:: DATASET EXTRACT ::
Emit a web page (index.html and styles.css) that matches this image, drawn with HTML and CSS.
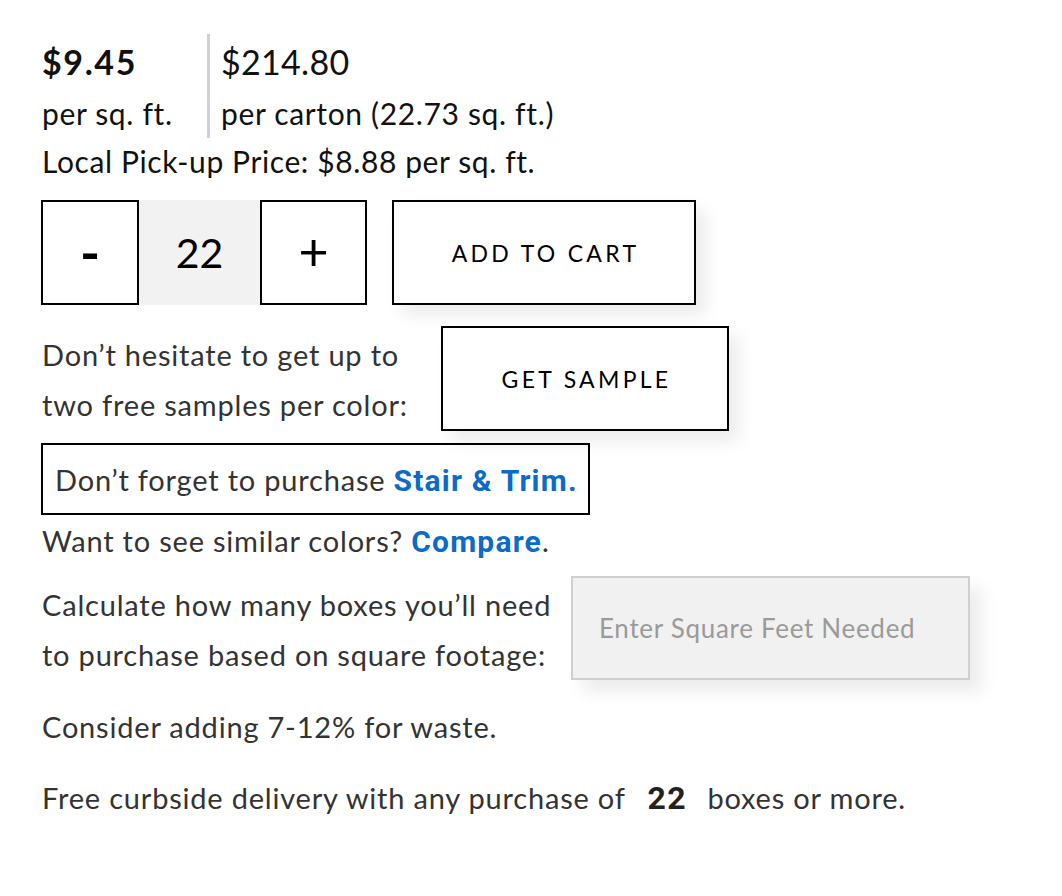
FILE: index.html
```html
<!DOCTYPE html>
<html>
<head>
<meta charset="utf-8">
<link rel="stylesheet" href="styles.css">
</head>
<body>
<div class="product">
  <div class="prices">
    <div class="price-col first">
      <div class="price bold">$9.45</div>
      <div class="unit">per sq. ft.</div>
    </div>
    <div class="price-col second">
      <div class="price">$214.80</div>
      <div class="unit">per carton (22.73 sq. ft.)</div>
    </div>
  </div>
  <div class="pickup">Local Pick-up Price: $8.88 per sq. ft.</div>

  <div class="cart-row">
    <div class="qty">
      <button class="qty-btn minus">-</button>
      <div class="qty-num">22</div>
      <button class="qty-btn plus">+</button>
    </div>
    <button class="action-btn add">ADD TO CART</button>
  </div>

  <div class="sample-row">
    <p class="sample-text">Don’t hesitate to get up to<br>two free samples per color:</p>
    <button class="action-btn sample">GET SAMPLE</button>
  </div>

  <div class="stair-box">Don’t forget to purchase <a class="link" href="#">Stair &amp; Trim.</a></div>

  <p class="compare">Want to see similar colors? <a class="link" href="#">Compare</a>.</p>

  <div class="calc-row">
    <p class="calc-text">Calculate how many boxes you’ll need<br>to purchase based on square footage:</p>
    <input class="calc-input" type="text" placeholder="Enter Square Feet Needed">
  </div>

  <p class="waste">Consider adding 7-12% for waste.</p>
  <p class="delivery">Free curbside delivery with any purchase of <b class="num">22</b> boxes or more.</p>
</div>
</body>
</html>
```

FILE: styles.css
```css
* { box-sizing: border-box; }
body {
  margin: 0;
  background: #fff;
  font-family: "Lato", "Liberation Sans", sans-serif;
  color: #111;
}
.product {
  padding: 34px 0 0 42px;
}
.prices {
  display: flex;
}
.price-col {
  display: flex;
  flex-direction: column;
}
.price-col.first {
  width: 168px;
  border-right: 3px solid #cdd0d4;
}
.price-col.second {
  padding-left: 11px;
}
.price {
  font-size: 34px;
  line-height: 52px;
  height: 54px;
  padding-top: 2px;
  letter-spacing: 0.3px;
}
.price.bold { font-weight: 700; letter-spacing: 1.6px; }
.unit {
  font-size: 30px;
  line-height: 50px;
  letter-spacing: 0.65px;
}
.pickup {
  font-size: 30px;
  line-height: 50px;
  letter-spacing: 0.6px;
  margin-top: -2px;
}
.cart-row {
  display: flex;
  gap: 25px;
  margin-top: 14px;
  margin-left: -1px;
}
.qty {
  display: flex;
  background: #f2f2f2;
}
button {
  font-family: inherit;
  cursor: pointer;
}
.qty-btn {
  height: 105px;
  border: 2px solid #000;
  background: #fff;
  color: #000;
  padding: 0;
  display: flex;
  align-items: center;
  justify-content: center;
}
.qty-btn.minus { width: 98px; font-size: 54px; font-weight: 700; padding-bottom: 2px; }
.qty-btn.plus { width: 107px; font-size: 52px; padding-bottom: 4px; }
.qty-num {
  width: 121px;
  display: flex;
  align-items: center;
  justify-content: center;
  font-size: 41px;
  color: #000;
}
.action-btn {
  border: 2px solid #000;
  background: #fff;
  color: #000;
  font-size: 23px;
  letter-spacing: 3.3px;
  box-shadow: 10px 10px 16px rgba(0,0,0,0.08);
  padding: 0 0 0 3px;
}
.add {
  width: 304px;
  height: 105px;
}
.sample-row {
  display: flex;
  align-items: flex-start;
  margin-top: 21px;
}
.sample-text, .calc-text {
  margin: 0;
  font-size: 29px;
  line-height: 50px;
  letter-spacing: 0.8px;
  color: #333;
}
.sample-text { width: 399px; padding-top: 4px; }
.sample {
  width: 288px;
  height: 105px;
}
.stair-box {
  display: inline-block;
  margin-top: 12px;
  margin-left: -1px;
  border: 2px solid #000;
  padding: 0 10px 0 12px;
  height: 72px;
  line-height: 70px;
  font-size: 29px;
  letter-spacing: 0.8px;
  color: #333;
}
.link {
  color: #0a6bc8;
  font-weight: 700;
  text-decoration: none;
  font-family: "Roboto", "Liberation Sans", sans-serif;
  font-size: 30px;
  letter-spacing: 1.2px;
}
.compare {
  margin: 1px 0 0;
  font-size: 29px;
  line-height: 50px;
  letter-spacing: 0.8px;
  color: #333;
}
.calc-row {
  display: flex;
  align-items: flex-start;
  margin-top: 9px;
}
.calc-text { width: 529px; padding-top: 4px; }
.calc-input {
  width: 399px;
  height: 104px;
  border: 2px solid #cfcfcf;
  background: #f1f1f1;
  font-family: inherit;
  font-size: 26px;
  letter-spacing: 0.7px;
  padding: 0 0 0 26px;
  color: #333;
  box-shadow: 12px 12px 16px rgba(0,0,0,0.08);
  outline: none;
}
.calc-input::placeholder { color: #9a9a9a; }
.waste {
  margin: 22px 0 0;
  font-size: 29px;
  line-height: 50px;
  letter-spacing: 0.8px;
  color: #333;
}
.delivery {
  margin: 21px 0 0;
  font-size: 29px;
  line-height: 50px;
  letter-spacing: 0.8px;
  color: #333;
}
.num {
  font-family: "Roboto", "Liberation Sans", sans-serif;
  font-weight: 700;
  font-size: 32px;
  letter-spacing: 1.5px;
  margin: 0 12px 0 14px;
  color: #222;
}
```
:::
◆ WHAT THIS TASK INVOLVES ◆
In the material above, show every line where the word "index" turns up.

◆ SOLUTION BELOW ◆
Emit a web page (index.html and styles.css) that matches this image, drawn with HTML and CSS.
FILE: index.html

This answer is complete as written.